Contrary to what its architects intended on October 7, 2023, the “Al-Aqsa Flood” operation served as a dramatic trigger for everything that followed. In Hamas’s calculations, the operation was supposed to spur negotiations with Israel, as similar operations had done in the past. Meanwhile, for the movement’s backers—chiefly Iran—the offensive was seen as a decisive blow to normalization efforts, aimed at derailing any prospects of peace between Israel and the Arab world by igniting war with the Palestinians.

Yet the axis misjudged the landscape. They faced Israel’s most extreme government ever, led by Benjamin Netanyahu—a leader willing to do anything to cling to power and avoid the specter of trials and political oblivion. Another miscalculation was underestimating the unwavering U.S. support for Israel and the latter’s capabilities, which surprised many observers, especially given its intent to reshape the Middle East a century after the last major regional restructuring.

The axis might have avoided provoking Israel on the Lebanese front, but shifting dynamics in Lebanon—and particularly in Syria, where the regime’s collapse loomed—emboldened Netanyahu to wage war on Iran with a U.S. green light, despite differing strategic objectives.

Israel’s goals were clear: strike Iran’s nuclear and missile programs, dismantle its military infrastructure, carry out targeted assassinations, and set the stage for a potential internal overthrow of the Iranian regime. And while Israel achieved painful tactical blows against Iran, it ultimately failed to meet its broader objectives or draw the U.S. deeper into its war aims. Instead, Israel’s own security—long the bedrock of its existence since 1948—suffered a major shock, exposing the vulnerability of a small state unable to endure a prolonged war of attrition on its entire territory.

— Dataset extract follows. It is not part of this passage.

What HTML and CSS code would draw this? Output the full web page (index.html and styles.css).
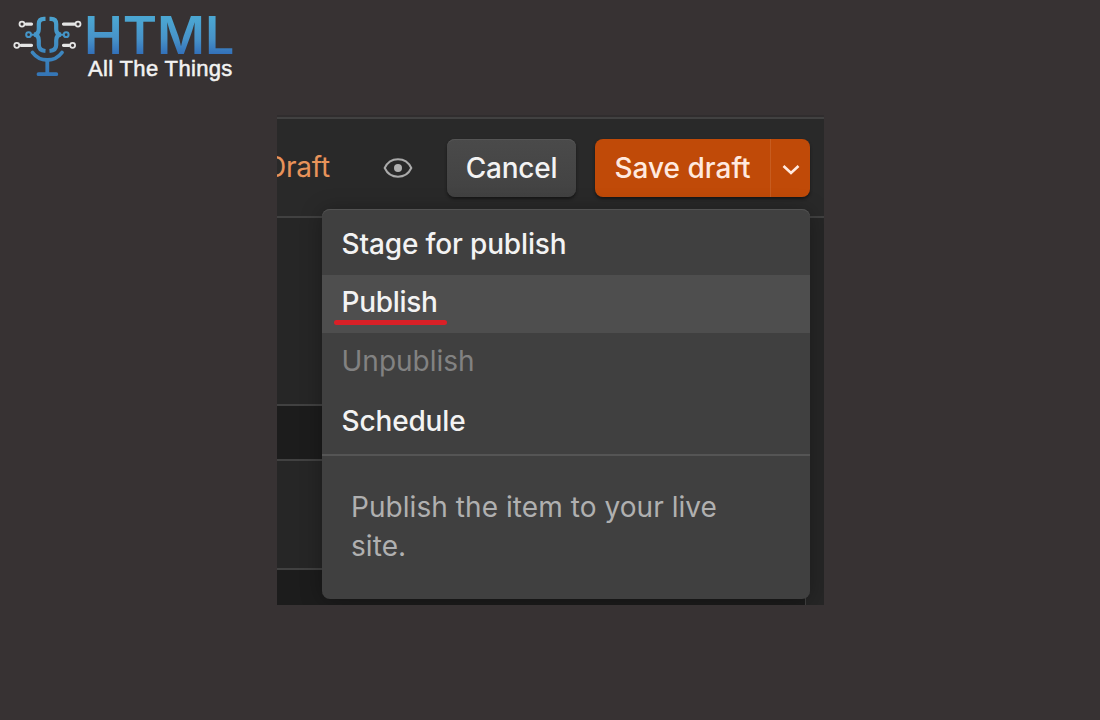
FILE: index.html
```html
<!DOCTYPE html>
<html lang="en">
<head>
    <meta charset="utf-8">
    <title>HTML All The Things</title>
    <link rel="stylesheet" href="styles.css">
</head>
<body>
    <header class="logo">
        <svg class="logo-icon" width="70" height="64" viewBox="12 14 70 64" fill="none">
            <defs>
                <linearGradient id="blue" gradientUnits="userSpaceOnUse" x1="0" y1="17" x2="0" y2="77">
                    <stop offset="0" stop-color="#4ba3d0" />
                    <stop offset="1" stop-color="#3474b5" />
                </linearGradient>
            </defs>
            <g stroke="url(#blue)" stroke-width="4.2">
                <path d="M45.5 18.8H44Q38.8 18.8 38.8 24V29Q38.8 34.4 34 34.700Q38.800 35 38.800 40.500V45Q38.800 50.500 45.500 51" />
                <path d="M49.500 18.800H51Q56.200 18.800 56.200 24V29Q56.200 34.400 61 34.700Q56.200 35 56.200 40.500V45Q56.200 50.500 49.500 51" />
                <path d="M32.500 52.500Q38 60 47.300 60Q56.500 60 62 52.500" stroke-linecap="round" stroke-width="3.800" />
                <path d="M47.300 60V74M38.500 74.200H56.300" stroke-linecap="round" stroke-width="3.800" />
            </g>
            <g stroke="url(#blue)" stroke-width="2">
                <circle cx="28.600" cy="34.700" r="2.400" />
                <circle cx="66.200" cy="34.700" r="2.400" />
                <path d="M31 34.700H36M59 34.700H64" />
            </g>
            <g stroke="#e4e4e4" stroke-width="1.800">
                <circle cx="22" cy="24.100" r="2.500" />
                <circle cx="78" cy="24.100" r="2.500" />
                <circle cx="16.800" cy="45.300" r="2.500" />
                <circle cx="72.600" cy="45.300" r="2.500" />
            </g>
            <path d="M26 24.100H31.500M63.500 24.100H74.500M21 45.300H31.500M63.500 45.300H69" stroke="#e4e4e4" stroke-width="3.200" stroke-linecap="round" />
        </svg>
        <div class="logo-text">
            <div class="logo-title">HTML</div>
            <div class="logo-sub">All The Things</div>
        </div>
    </header>

    <main class="panel">
        <div class="toolbar">
            <span class="status">Draft</span>
            <svg class="eye" width="30" height="22" viewBox="0 0 30 22" fill="none">
                <path d="M1.700 11C4.500 5 9.500 2.200 15 2.200S25.500 5 28.300 11C25.500 17 20.500 19.700 15 19.700S4.500 17 1.700 11Z" stroke="#aaa" stroke-width="2" />
                <circle cx="15" cy="11" r="4" fill="#b0b0b0" />
            </svg>
            <button class="btn cancel">Cancel</button>
            <div class="split">
                <button class="btn save">Save draft</button>
                <button class="btn arrow">
                    <svg width="18" height="12" viewBox="0 0 18 12" fill="none">
                        <path d="M1.500 2L9 9L16.500 2" stroke="#ffe9df" stroke-width="2.600" />
                    </svg>
                </button>
            </div>
        </div>
        <div class="block block-one"></div>
        <div class="block block-two"></div>
        <div class="block block-three"></div>
        <div class="block block-four"></div>

        <div class="menu">
            <div class="item stage">Stage for publish</div>
            <div class="item publish"><span class="marked">Publish</span></div>
            <div class="item unpublish">Unpublish</div>
            <div class="item schedule">Schedule</div>
            <p class="hint">Publish the item to your live site.</p>
        </div>
    </main>
</body>
</html>
```
FILE: styles.css
```css
* {
    box-sizing: border-box;
}

body {
    margin: 0;
    height: 720px;
    overflow: hidden;
    background-color: #373233;
    font-family: Inter, sans-serif;
    font-size: 28px;
}

.logo {
    display: flex;
    height: 115px;
    padding: 14px 0 0 12px;
}

.logo-icon {
    flex: none;
}

.logo-text {
    padding-left: 2px;
    margin-top: -2px;
    white-space: nowrap;
}

.logo-title {
    font-size: 52px;
    font-weight: 600;
    line-height: 45px;
    height: 45px;
    padding-top: 1px;
    background: linear-gradient(#4ba6d2 15%, #4792c8 60%, #326fb9 95%);
    -webkit-background-clip: text;
    background-clip: text;
    color: transparent;
}

.logo-sub {
    margin-left: 4px;
    font-family: "Liberation Sans", Arial, sans-serif;
    font-size: 22px;
    line-height: 24px;
    letter-spacing: 0.35px;
    color: #f2f2f2;
    -webkit-text-stroke: 0.5px #f2f2f2;
}

.panel {
    position: relative;
    width: 547px;
    height: 490px;
    margin-left: 277px;
    overflow: hidden;
    background-color: #262626;
}

.toolbar {
    display: flex;
    align-items: flex-start;
    height: 103px;
    padding-top: 19px;
    border-top: 2px solid #302d2e;
    border-bottom: 2px solid #414141;
    background-color: #292929;
    box-shadow: inset 0 2px #414141;
}

.status {
    width: 63px;
    margin-left: -11px;
    line-height: 62px;
    letter-spacing: -0.2px;
    color: #e8935a;
    white-space: nowrap;
}

.eye {
    margin: 21px 0 0 54px;
}

.btn {
    height: 58px;
    margin: 0;
    padding: 0;
    border: none;
    font: 500 28px/58px Inter, sans-serif;
    color: #f3f3f3;
    white-space: nowrap;
}

.cancel {
    width: 129px;
    margin: 3px 0 0 34px;
    border-radius: 8px;
    background: linear-gradient(#4a4a4a, #424242);
    box-shadow: inset 0 1px #555, 0 2px 3px #171717;
    letter-spacing: -0.2px;
}

.split {
    display: flex;
    margin: 3px 0 0 19px;
    border-radius: 8px;
    overflow: hidden;
    box-shadow: 0 2px 3px #171717;
}

.save {
    width: 175px;
    background-color: #c04a08;
    color: #ffe9df;
}

.arrow {
    display: flex;
    align-items: center;
    justify-content: center;
    width: 40px;
    padding-top: 3px;
    border-left: 1px solid #c75c20;
    background-color: #c04a08;
}

.block {
    width: 529px;
    border-bottom: 2px solid #414141;
}

.block-one {
    height: 188px;
}

.block-two {
    height: 55px;
    background-color: #1c1c1c;
}

.block-three {
    height: 109px;
}

.block-four {
    height: 35px;
    border-bottom: none;
    border-right: 1px solid #414141;
    background-color: #1c1c1c;
}

/* dropdown hangs over the blocks */
.menu {
    position: absolute;
    top: 94px;
    left: 45px;
    width: 488px;
    height: 390px;
    border-radius: 8px;
    background-color: #404040;
    box-shadow: inset 0 1px #525252, 0 2px 22px rgba(0, 0, 0, 0.3);
    color: #f3f3f3;
}

.item {
    height: 59px;
    padding-left: 19.5px;
    line-height: 55px;
    font-weight: 500;
    letter-spacing: -0.15px;
}

.stage {
    height: 66px;
    padding-top: 8px;
}

.publish {
    height: 58px;
    background-color: #4e4e4e;
    letter-spacing: -0.3px;
}

.marked {
    position: relative;
}

/* red underline */
.marked::after {
    content: "";
    position: absolute;
    left: -8px;
    bottom: -6px;
    width: 113px;
    height: 5px;
    border-radius: 3px;
    background-color: #da2027;
}

.unpublish {
    padding-top: 1px;
    font-weight: 400;
    letter-spacing: 0;
    color: #828282;
}

.schedule {
    height: 64px;
    padding-top: 2px;
    border-bottom: 2px solid #555;
}

.hint {
    margin: 0;
    padding: 32px 60px 0 29px;
    line-height: 39px;
    letter-spacing: 0.06px;
    color: #b0b0b0;
}
```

As for President Donald Trump, despite his aim to cripple Iran’s nuclear capabilities or deliver a decisive blow, he fell short of fully achieving this goal. Bringing a weakened Iran to the negotiating table—a priority for Trump—remains an open question dependent on future developments.

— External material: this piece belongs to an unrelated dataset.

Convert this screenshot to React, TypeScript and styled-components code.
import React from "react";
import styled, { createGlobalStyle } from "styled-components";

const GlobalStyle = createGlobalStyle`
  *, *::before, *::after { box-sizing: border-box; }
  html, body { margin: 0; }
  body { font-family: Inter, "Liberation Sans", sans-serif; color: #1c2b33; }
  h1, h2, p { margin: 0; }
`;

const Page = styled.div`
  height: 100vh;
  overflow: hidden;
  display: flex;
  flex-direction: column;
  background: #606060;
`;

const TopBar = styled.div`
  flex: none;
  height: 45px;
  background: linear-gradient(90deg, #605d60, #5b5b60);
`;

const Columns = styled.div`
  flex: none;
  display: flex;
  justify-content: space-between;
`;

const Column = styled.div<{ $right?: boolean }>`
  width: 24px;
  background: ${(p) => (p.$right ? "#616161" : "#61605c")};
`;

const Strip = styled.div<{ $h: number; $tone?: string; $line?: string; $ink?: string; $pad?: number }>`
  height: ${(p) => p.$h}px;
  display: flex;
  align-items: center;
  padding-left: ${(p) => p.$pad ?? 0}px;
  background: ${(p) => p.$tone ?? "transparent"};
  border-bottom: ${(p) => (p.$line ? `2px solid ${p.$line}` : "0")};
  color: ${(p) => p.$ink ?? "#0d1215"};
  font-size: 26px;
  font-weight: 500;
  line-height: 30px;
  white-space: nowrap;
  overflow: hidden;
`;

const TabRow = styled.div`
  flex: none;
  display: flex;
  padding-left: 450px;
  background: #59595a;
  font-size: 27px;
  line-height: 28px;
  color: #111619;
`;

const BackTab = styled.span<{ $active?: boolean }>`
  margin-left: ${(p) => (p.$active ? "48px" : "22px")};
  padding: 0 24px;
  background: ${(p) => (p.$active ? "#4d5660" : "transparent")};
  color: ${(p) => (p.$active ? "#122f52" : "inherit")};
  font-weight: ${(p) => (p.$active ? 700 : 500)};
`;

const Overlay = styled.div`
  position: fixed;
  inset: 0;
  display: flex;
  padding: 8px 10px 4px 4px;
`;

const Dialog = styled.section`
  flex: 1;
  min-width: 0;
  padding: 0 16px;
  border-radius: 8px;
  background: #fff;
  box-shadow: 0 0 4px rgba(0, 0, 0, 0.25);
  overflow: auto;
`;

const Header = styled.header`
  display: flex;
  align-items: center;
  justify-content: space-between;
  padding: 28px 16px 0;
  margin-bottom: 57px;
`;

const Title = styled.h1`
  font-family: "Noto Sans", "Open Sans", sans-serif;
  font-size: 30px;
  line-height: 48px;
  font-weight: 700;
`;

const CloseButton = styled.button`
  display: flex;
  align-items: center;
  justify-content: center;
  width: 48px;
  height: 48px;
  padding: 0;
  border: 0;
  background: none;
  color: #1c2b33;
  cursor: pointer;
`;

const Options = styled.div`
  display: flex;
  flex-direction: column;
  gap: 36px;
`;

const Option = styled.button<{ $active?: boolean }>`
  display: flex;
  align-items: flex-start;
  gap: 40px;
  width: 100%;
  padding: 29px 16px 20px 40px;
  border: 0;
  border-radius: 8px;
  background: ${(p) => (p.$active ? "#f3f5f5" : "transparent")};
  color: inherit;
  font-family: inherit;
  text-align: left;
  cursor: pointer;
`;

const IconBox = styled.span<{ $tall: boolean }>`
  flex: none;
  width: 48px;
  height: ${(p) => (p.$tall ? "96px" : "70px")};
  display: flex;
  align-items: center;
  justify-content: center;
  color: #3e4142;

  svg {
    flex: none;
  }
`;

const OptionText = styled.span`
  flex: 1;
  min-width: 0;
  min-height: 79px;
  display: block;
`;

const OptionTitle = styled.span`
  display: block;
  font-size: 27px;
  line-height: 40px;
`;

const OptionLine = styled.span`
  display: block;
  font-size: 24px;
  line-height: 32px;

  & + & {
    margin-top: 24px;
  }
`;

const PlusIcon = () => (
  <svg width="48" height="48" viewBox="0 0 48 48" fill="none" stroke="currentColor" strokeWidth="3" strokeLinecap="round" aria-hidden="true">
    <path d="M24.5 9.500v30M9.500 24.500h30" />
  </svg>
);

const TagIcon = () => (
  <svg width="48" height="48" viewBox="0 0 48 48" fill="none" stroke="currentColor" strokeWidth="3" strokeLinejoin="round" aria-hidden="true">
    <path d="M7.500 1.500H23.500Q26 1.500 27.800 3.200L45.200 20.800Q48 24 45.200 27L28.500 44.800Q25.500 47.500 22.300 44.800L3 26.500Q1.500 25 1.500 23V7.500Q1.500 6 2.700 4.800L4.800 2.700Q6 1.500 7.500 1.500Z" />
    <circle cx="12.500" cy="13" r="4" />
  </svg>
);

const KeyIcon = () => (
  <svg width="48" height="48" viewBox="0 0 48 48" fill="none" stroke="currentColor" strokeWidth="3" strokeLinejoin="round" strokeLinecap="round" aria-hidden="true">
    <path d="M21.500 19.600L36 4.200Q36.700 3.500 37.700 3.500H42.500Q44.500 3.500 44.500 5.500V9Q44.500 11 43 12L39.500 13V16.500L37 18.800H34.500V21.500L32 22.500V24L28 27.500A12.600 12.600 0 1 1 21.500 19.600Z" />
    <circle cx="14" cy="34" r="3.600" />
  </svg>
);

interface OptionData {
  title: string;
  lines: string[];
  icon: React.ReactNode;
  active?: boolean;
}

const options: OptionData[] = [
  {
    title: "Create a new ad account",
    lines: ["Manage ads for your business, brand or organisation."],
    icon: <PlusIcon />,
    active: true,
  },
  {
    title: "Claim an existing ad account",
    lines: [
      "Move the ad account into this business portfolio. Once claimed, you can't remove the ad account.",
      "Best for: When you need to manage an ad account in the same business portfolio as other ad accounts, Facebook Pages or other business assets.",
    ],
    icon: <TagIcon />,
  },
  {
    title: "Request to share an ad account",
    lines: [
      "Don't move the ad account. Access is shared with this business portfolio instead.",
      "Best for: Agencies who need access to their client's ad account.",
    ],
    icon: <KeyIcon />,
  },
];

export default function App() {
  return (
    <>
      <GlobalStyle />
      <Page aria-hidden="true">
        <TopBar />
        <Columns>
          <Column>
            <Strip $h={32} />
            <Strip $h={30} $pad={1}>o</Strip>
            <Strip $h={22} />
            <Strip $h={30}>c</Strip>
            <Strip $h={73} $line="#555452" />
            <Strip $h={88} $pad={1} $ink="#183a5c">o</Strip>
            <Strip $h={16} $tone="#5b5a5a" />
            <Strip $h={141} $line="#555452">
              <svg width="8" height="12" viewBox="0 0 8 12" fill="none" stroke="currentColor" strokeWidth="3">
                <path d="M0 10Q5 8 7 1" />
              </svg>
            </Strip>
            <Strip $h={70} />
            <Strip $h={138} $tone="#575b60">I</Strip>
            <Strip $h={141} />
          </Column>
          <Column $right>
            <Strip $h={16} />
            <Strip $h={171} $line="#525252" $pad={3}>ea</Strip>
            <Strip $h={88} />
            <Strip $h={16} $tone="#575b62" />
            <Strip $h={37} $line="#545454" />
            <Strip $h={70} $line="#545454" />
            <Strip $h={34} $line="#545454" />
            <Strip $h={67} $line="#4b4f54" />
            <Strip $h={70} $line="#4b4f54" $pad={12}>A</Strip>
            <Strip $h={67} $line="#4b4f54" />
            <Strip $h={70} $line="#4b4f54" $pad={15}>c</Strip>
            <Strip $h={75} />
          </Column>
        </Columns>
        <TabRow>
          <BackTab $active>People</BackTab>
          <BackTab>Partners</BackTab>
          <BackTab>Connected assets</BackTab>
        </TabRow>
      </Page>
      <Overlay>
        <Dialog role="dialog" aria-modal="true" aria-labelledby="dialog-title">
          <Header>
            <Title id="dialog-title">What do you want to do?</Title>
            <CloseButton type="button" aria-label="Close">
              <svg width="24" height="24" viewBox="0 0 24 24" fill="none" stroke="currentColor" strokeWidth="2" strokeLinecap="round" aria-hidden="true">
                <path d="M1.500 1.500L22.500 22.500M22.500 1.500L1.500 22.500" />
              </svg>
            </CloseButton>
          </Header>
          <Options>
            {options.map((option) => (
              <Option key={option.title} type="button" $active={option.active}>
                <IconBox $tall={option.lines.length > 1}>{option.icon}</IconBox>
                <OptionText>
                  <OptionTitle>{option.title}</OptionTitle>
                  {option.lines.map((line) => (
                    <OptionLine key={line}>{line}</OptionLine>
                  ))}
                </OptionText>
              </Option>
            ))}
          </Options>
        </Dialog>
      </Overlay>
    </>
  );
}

For now, despite its fiery rhetoric, Tehran has little choice but to pursue a historic reconciliation with the U.S. and embrace the broader concept of regional peace. Domestically, Iran must also offer its people more openness, especially after they rallied behind their leadership in a show of national unity reminiscent of the Iran-Iraq War under Saddam Hussein. Inside Iran, a deep debate is unfolding about the sources of weakness, the country’s regional role, and other critical issues—continuing discussions sparked by Israel’s past wars in Lebanon and the axis’s subsequent struggles.

It will likely take time for Iran to return to negotiations, with various interim solutions emerging that could eventually lead to a much-needed U.S.-Iran rapprochement—something both nations’ populations and the broader region crave after years of war, yearning instead for stability and prosperity.

Until then, what becomes of the peace process—and of the Abraham Accords, which included the UAE, Bahrain, Morocco, and Sudan? Under the current hardline Israeli government and the continuing escalation, there appears to be little hope for a genuine breakthrough anytime soon.

The immediate prerequisite is halting the war on Palestinians in Gaza, followed by a comprehensive reconstruction effort and the formation of a governing authority under Arab-international supervision, sidelining Hamas from the forefront. Only then could negotiations resume with an Israeli partner other than the current right-wing government, paving the way for a revival of a peace process now on life support. This, however, is the formidable yet necessary challenge, for peace with the Arab world is impossible without it.

Moreover, Israel’s growing power and aggressiveness, coupled with its refusal to make concessions for normalization, have discouraged Arab states from extending a hand toward peace, weakening the incentives even among those who already signed the accords.

Ultimately, the fate of peace rests with Saudi Arabia—a keystone state whose agreement would open the door to broader regional peace. Yet Riyadh appears in no rush, as it deepens ties with Tehran to bolster regional security, needing time to assess a volatile situation that saw the war nearly spill into the Gulf, sparking fears among Gulf states who favor stability and oppose the war on Iran.

Saudi Arabia and other Arab nations will undoubtedly face pressure from Trump, who is racing against time to position himself as a global peacebroker eager to capitalize on his war efforts and attacks on Iran. But Gulf countries, despite their warm reception of Trump during his recent visit, are likely to wait and evaluate how relations between Washington and Tehran evolve, as well as Israel’s conduct in Gaza and the broader region, before taking further steps.

Crucially, everyone is watching to see whether the war has truly ended—or if it will reignite, possibly in other forms. Gulf leaders know Trump needs a stable Middle East, as he has no appetite for new wars in a region he wants to exploit economically. Qatar also played a pivotal role in the indirect understandings between Washington and Tehran to end hostilities.

Yet everything hinges on Trump’s ability to rein in Netanyahu in Gaza and curb Israel’s behavior, which seeks to unilaterally shape regional security—even though Israel cannot fight, let alone win, any war without America’s backing.

Should U.S. pressure intensify to advance the peace process, Israel’s current government stands to lose the most. Even if it were to agree eventually to a ceasefire in Gaza, it cannot deliver what Palestinians aspire to, nor would it return the occupied Syrian territories, including the annexed Golan Heights. This makes peace with Damascus unlikely for now—just as broader Arab peace remains tied first and foremost to Saudi Arabia’s position, itself contingent on fulfilling the 2002 Arab Peace Initiative set out in Beirut.

In the end, the region—and with it, the Abraham Accords—remains in a state of suspense, as everyone awaits the outcome of these dramatic shifts.